On McCain Feingold’s birthday, commentators marked it in various days. Rick Hasen noted the contributions of "conservative" critics, but one of these, Jonah Goldberg, allies himself with a prominent progressive critic, Mark Schmitt, whose disillusionment with the law has received wide attention. On both left and right, there are doubts.
Now the argument began, many years ago, with the question of whether campaign finance regulation controlled just "money" or also "speech." It is an unresolved question for many, but it is also eclipsed by developments in the law which have come to be very much about speech. A sterling example is McCain-Feingold’s stand-by-your-ad requirement, the purpose of which was to shame candidates into closely considering, if they were to have to publicly embrace, the ads run in their name.
Which ads? The negative ones, including those (as another McCain Feingold provision specifically provides) that "refer" to another candidate, i.e. their opponent. This requirement that candidates own up to their ads is not about the corruption of officeholders, but about the corruption of speech, and its premise is that there is good and responsible speech much preferable to slanderous, negative utterances. The stand-by-your-ad requirement is not the only expression of this complaint about rude and reckless speech. The pre-election broadcast advertising bans—imposed on ads financed to any extent with corporate and union funds—were aimed in part at distasteful speech, an objective that legislators debating the measure frankly acknowledged.
About political matters, people tend to speak with passion—often negatively, as it happens—and this speech is now migrating under regulatory pressure to the Internet (not that there is a shortage of it on the airwaves or in the mail). Among observes keen to clean speech, this is a source of concern. For the Internet’s advantages include the chance to speak anonymously and anonymity is a spur, it is feared, to "negativity." Michael Scherer, writing for Salon, is incensed: this is a "loophole" through which negative speech is escaping disclosure and control. Scherer is desperate: he sees temptation and opportunity in abundance for "hired political hucksters and hatchet men, dirty tricksters and campaign saboteurs." We will have to anticipate, Scherer warns us, "online smear campaigns whose sources could be hard to trace."
"This has to be watched," Fred Wertheimer, reform leader, advises Scherer. By whom? Mr. Wertheimer, careful in his choice of passive construction, must be referring to organizations like his own that "watch" for this sort of thing—then devise legislative remedies appealing to politicians who are naturally distressed by negative speech, would like to stop it, and would insist toward this goal that its authorship be publicly exposed.
Since few aspiring censors will admit openly to their purposes, the appeal to "disclosure" has given them the moral authority, in public argument, that they need. The stand-by-your-ad requirement is defended as a "disclaimer" requirement, a species of public disclosure. Just as an ad must carry a statement that it was paid by the campaign, not by another, so now it must also notify viewers or listeners that the candidate knew and approved the content of the communication. It is presented as nothing more than a "disclosure." Its function, in fact, is to create disincentives for certain kinds of messages, negative in tone and content. But "disclosure" sounds so much better.

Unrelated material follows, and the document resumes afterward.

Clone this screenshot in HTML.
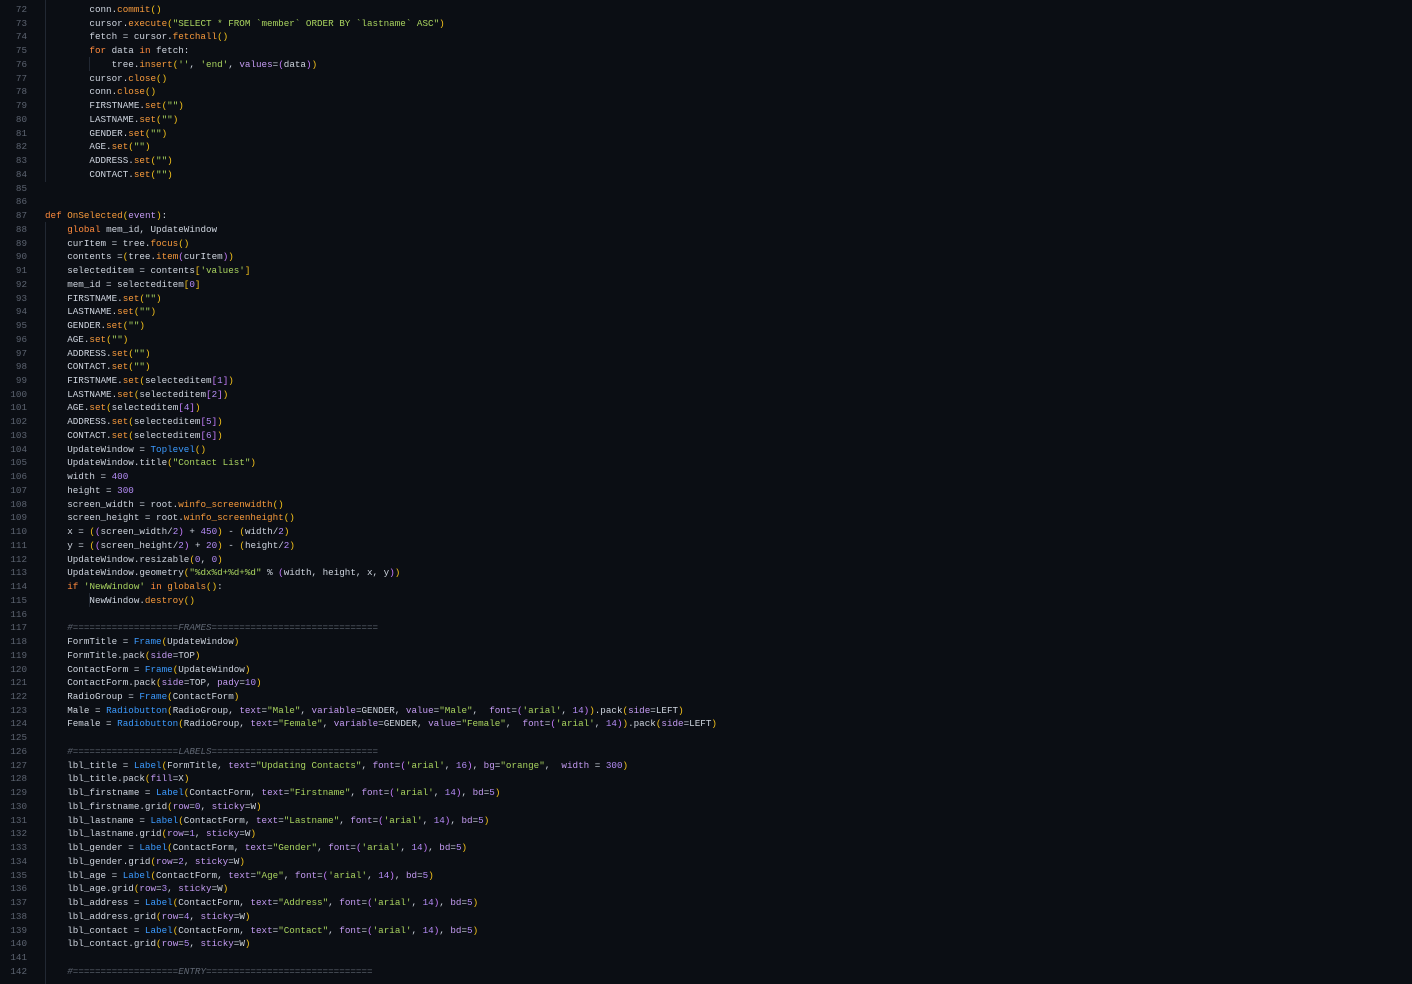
<!DOCTYPE html>
<html><head><meta charset="utf-8"><style>
html,body{margin:0;padding:0;background:#0b0e14;width:1412px;height:984px;overflow:hidden}
.ed{position:absolute;left:0;top:3px;font-family:"Liberation Mono",monospace;font-size:9.25px;line-height:13.74px;color:#cfd5df;white-space:pre}
.ln{position:absolute;left:0;width:27px;text-align:right;color:#5c6370}
.cd{position:absolute;left:45px}
.k{color:#ff8a3d}.f{color:#f79a3c}.s{color:#a9d35f}.n{color:#b48cf5}.c{color:#3c9bff}.p{color:#c49bf2}.y{color:#f5c21b}.v{color:#c77dff}.cm{color:#5f6672;font-style:italic}
.g{position:absolute;width:1px;background:#222833}
</style></head><body>
<div class="g" style="left:45px;top:0;height:182px"></div>
<div class="g" style="left:45px;top:222px;height:762px"></div>
<div class="g" style="left:89px;top:57px;height:14px"></div>
<div class="g" style="left:89px;top:593px;height:14px"></div>
<div class="ed" id="e"></div>
<script>
var L=[
'        conn.<span class="f">commit</span><span class="y">()</span>',
'        cursor.<span class="f">execute</span><span class="y">(</span><span class="s">"SELECT * FROM `member` ORDER BY `lastname` ASC"</span><span class="y">)</span>',
'        fetch = cursor.<span class="f">fetchall</span><span class="y">()</span>',
'        <span class="k">for</span> data <span class="k">in</span> fetch:',
'            tree.<span class="f">insert</span><span class="y">(</span><span class="s">\'\'</span>, <span class="s">\'end\'</span>, <span class="p">values</span>=<span class="v">(</span>data<span class="v">)</span><span class="y">)</span>',
'        cursor.<span class="f">close</span><span class="y">()</span>',
'        conn.<span class="f">close</span><span class="y">()</span>',
'        FIRSTNAME.<span class="f">set</span><span class="y">(</span><span class="s">""</span><span class="y">)</span>',
'        LASTNAME.<span class="f">set</span><span class="y">(</span><span class="s">""</span><span class="y">)</span>',
'        GENDER.<span class="f">set</span><span class="y">(</span><span class="s">""</span><span class="y">)</span>',
'        AGE.<span class="f">set</span><span class="y">(</span><span class="s">""</span><span class="y">)</span>',
'        ADDRESS.<span class="f">set</span><span class="y">(</span><span class="s">""</span><span class="y">)</span>',
'        CONTACT.<span class="f">set</span><span class="y">(</span><span class="s">""</span><span class="y">)</span>',
'',
'',
'<span class="k">def</span> <span class="f">OnSelected</span><span class="y">(</span><span class="p">event</span><span class="y">)</span>:',
'    <span class="k">global</span> mem_id, UpdateWindow',
'    curItem = tree.<span class="f">focus</span><span class="y">()</span>',
'    contents =<span class="y">(</span>tree.<span class="f">item</span><span class="v">(</span>curItem<span class="v">)</span><span class="y">)</span>',
'    selecteditem = contents<span class="y">[</span><span class="s">\'values\'</span><span class="y">]</span>',
'    mem_id = selecteditem<span class="y">[</span><span class="n">0</span><span class="y">]</span>',
'    FIRSTNAME.<span class="f">set</span><span class="y">(</span><span class="s">""</span><span class="y">)</span>',
'    LASTNAME.<span class="f">set</span><span class="y">(</span><span class="s">""</span><span class="y">)</span>',
'    GENDER.<span class="f">set</span><span class="y">(</span><span class="s">""</span><span class="y">)</span>',
'    AGE.<span class="f">set</span><span class="y">(</span><span class="s">""</span><span class="y">)</span>',
'    ADDRESS.<span class="f">set</span><span class="y">(</span><span class="s">""</span><span class="y">)</span>',
'    CONTACT.<span class="f">set</span><span class="y">(</span><span class="s">""</span><span class="y">)</span>',
'    FIRSTNAME.<span class="f">set</span><span class="y">(</span>selecteditem<span class="v">[</span><span class="n">1</span><span class="v">]</span><span class="y">)</span>',
'    LASTNAME.<span class="f">set</span><span class="y">(</span>selecteditem<span class="v">[</span><span class="n">2</span><span class="v">]</span><span class="y">)</span>',
'    AGE.<span class="f">set</span><span class="y">(</span>selecteditem<span class="v">[</span><span class="n">4</span><span class="v">]</span><span class="y">)</span>',
'    ADDRESS.<span class="f">set</span><span class="y">(</span>selecteditem<span class="v">[</span><span class="n">5</span><span class="v">]</span><span class="y">)</span>',
'    CONTACT.<span class="f">set</span><span class="y">(</span>selecteditem<span class="v">[</span><span class="n">6</span><span class="v">]</span><span class="y">)</span>',
'    UpdateWindow = <span class="c">Toplevel</span><span class="y">()</span>',
'    UpdateWindow.title<span class="y">(</span><span class="s">"Contact List"</span><span class="y">)</span>',
'    width = <span class="n">400</span>',
'    height = <span class="n">300</span>',
'    screen_width = root.<span class="f">winfo_screenwidth</span><span class="y">()</span>',
'    screen_height = root.<span class="f">winfo_screenheight</span><span class="y">()</span>',
'    x = <span class="y">(</span><span class="v">(</span>screen_width/<span class="n">2</span><span class="v">)</span> + <span class="n">450</span><span class="y">)</span> - <span class="y">(</span>width/<span class="n">2</span><span class="y">)</span>',
'    y = <span class="y">(</span><span class="v">(</span>screen_height/<span class="n">2</span><span class="v">)</span> + <span class="n">20</span><span class="y">)</span> - <span class="y">(</span>height/<span class="n">2</span><span class="y">)</span>',
'    UpdateWindow.resizable<span class="y">(</span><span class="n">0</span>, <span class="n">0</span><span class="y">)</span>',
'    UpdateWindow.geometry<span class="y">(</span><span class="s">"%dx%d+%d+%d"</span> % <span class="v">(</span>width, height, x, y<span class="v">)</span><span class="y">)</span>',
'    <span class="k">if</span> <span class="s">\'NewWindow\'</span> <span class="k">in</span> <span class="f">globals</span><span class="y">()</span>:',
'        NewWindow.<span class="f">destroy</span><span class="y">()</span>',
'',
'    <span class="cm">#===================FRAMES==============================</span>',
'    FormTitle = <span class="c">Frame</span><span class="y">(</span>UpdateWindow<span class="y">)</span>',
'    FormTitle.pack<span class="y">(</span><span class="p">side</span>=TOP<span class="y">)</span>',
'    ContactForm = <span class="c">Frame</span><span class="y">(</span>UpdateWindow<span class="y">)</span>',
'    ContactForm.pack<span class="y">(</span><span class="p">side</span>=TOP, <span class="p">pady</span>=<span class="n">10</span><span class="y">)</span>',
'    RadioGroup = <span class="c">Frame</span><span class="y">(</span>ContactForm<span class="y">)</span>',
'    Male = <span class="c">Radiobutton</span><span class="y">(</span>RadioGroup, <span class="p">text</span>=<span class="s">"Male"</span>, <span class="p">variable</span>=GENDER, <span class="p">value</span>=<span class="s">"Male"</span>,  <span class="p">font</span>=<span class="v">(</span><span class="s">\'arial\'</span>, <span class="n">14</span><span class="v">)</span><span class="y">)</span>.pack<span class="y">(</span><span class="p">side</span>=LEFT<span class="y">)</span>',
'    Female = <span class="c">Radiobutton</span><span class="y">(</span>RadioGroup, <span class="p">text</span>=<span class="s">"Female"</span>, <span class="p">variable</span>=GENDER, <span class="p">value</span>=<span class="s">"Female"</span>,  <span class="p">font</span>=<span class="v">(</span><span class="s">\'arial\'</span>, <span class="n">14</span><span class="v">)</span><span class="y">)</span>.pack<span class="y">(</span><span class="p">side</span>=LEFT<span class="y">)</span>',
'',
'    <span class="cm">#===================LABELS==============================</span>',
'    lbl_title = <span class="c">Label</span><span class="y">(</span>FormTitle, <span class="p">text</span>=<span class="s">"Updating Contacts"</span>, <span class="p">font</span>=<span class="v">(</span><span class="s">\'arial\'</span>, <span class="n">16</span><span class="v">)</span>, <span class="p">bg</span>=<span class="s">"orange"</span>,  <span class="p">width</span> = <span class="n">300</span><span class="y">)</span>',
'    lbl_title.pack<span class="y">(</span><span class="p">fill</span>=X<span class="y">)</span>',
'    lbl_firstname = <span class="c">Label</span><span class="y">(</span>ContactForm, <span class="p">text</span>=<span class="s">"Firstname"</span>, <span class="p">font</span>=<span class="v">(</span><span class="s">\'arial\'</span>, <span class="n">14</span><span class="v">)</span>, <span class="p">bd</span>=<span class="n">5</span><span class="y">)</span>',
'    lbl_firstname.grid<span class="y">(</span><span class="p">row</span>=<span class="n">0</span>, <span class="p">sticky</span>=W<span class="y">)</span>',
'    lbl_lastname = <span class="c">Label</span><span class="y">(</span>ContactForm, <span class="p">text</span>=<span class="s">"Lastname"</span>, <span class="p">font</span>=<span class="v">(</span><span class="s">\'arial\'</span>, <span class="n">14</span><span class="v">)</span>, <span class="p">bd</span>=<span class="n">5</span><span class="y">)</span>',
'    lbl_lastname.grid<span class="y">(</span><span class="p">row</span>=<span class="n">1</span>, <span class="p">sticky</span>=W<span class="y">)</span>',
'    lbl_gender = <span class="c">Label</span><span class="y">(</span>ContactForm, <span class="p">text</span>=<span class="s">"Gender"</span>, <span class="p">font</span>=<span class="v">(</span><span class="s">\'arial\'</span>, <span class="n">14</span><span class="v">)</span>, <span class="p">bd</span>=<span class="n">5</span><span class="y">)</span>',
'    lbl_gender.grid<span class="y">(</span><span class="p">row</span>=<span class="n">2</span>, <span class="p">sticky</span>=W<span class="y">)</span>',
'    lbl_age = <span class="c">Label</span><span class="y">(</span>ContactForm, <span class="p">text</span>=<span class="s">"Age"</span>, <span class="p">font</span>=<span class="v">(</span><span class="s">\'arial\'</span>, <span class="n">14</span><span class="v">)</span>, <span class="p">bd</span>=<span class="n">5</span><span class="y">)</span>',
'    lbl_age.grid<span class="y">(</span><span class="p">row</span>=<span class="n">3</span>, <span class="p">sticky</span>=W<span class="y">)</span>',
'    lbl_address = <span class="c">Label</span><span class="y">(</span>ContactForm, <span class="p">text</span>=<span class="s">"Address"</span>, <span class="p">font</span>=<span class="v">(</span><span class="s">\'arial\'</span>, <span class="n">14</span><span class="v">)</span>, <span class="p">bd</span>=<span class="n">5</span><span class="y">)</span>',
'    lbl_address.grid<span class="y">(</span><span class="p">row</span>=<span class="n">4</span>, <span class="p">sticky</span>=W<span class="y">)</span>',
'    lbl_contact = <span class="c">Label</span><span class="y">(</span>ContactForm, <span class="p">text</span>=<span class="s">"Contact"</span>, <span class="p">font</span>=<span class="v">(</span><span class="s">\'arial\'</span>, <span class="n">14</span><span class="v">)</span>, <span class="p">bd</span>=<span class="n">5</span><span class="y">)</span>',
'    lbl_contact.grid<span class="y">(</span><span class="p">row</span>=<span class="n">5</span>, <span class="p">sticky</span>=W<span class="y">)</span>',
'',
'    <span class="cm">#===================ENTRY==============================</span>'
];
var h='';
for(var i=0;i<L.length;i++){var t=i*13.74;
h+='<div class="ln" style="top:'+t+'px">'+(72+i)+'</div><div class="cd" style="top:'+t+'px">'+L[i]+'</div>';}
document.getElementById('e').innerHTML=h;
</script>
</body></html>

What does the general public, in whose names these measures are passed, think about all this? The Institute for Justice has published a study of their attitudes, conducted in six states that require the disclosure of personal information about contributors to ballot initiative campaigns. It discovered that disclosure is attractive in principle—unless it threatens to affect the individual engaged in the evaluation. Some 80% of the more than 2,000 citizens sampled concur that government should compel disclosure of donor information, but more than half object to the publication of their own name and personal information—and an even larger majority oppose employer identification as part of any disclosure requirement.
The study’s author, Dick M. Carpenter, notes dryly that "support for disclosure wanes considerably when the issue is personalized." Disclosure Costs at 8. And these citizens don’t use this information; they don’t seek it out in "informing" themselves on the issues.
Carpenter proposes that we leave disclosure to the choice of ballot initiative committees and thereby rely on political incentives and not legal compulsion. It is an interesting notion; it is well worth serious consideration but it is unlikely to receive it.
This is because “disclosure” is a regulatory tool; it is meant to serve the government’s purposes, not only or even primarily those of individual citizens in need of information. A proposal for "voluntary" disclosure cannot answer the need to compel or prohibit certain behaviors. Hence, Sherer, in Salon asks: "Will those who secretly pay to produce the videos be able to hide behind YouTube, or will they be forced to come forward?" (emphasis added). This is a large part of disclosure’s work: to force outcomes, not principally to inform free voter choice.
After all, voters keep responding to "negative" messages: for better or for worse, they pay attention to them. To some this is unacceptable, an example of malfunction in the marketplace for "deliberative democracy." Since the voters can’t be changed but the law can be, reforms, including McCain-Feingold, strike at the source of the questionable speech with the goal of limiting its supply.
It is only disclosure, reform advocates argue: and what could be wrong with that?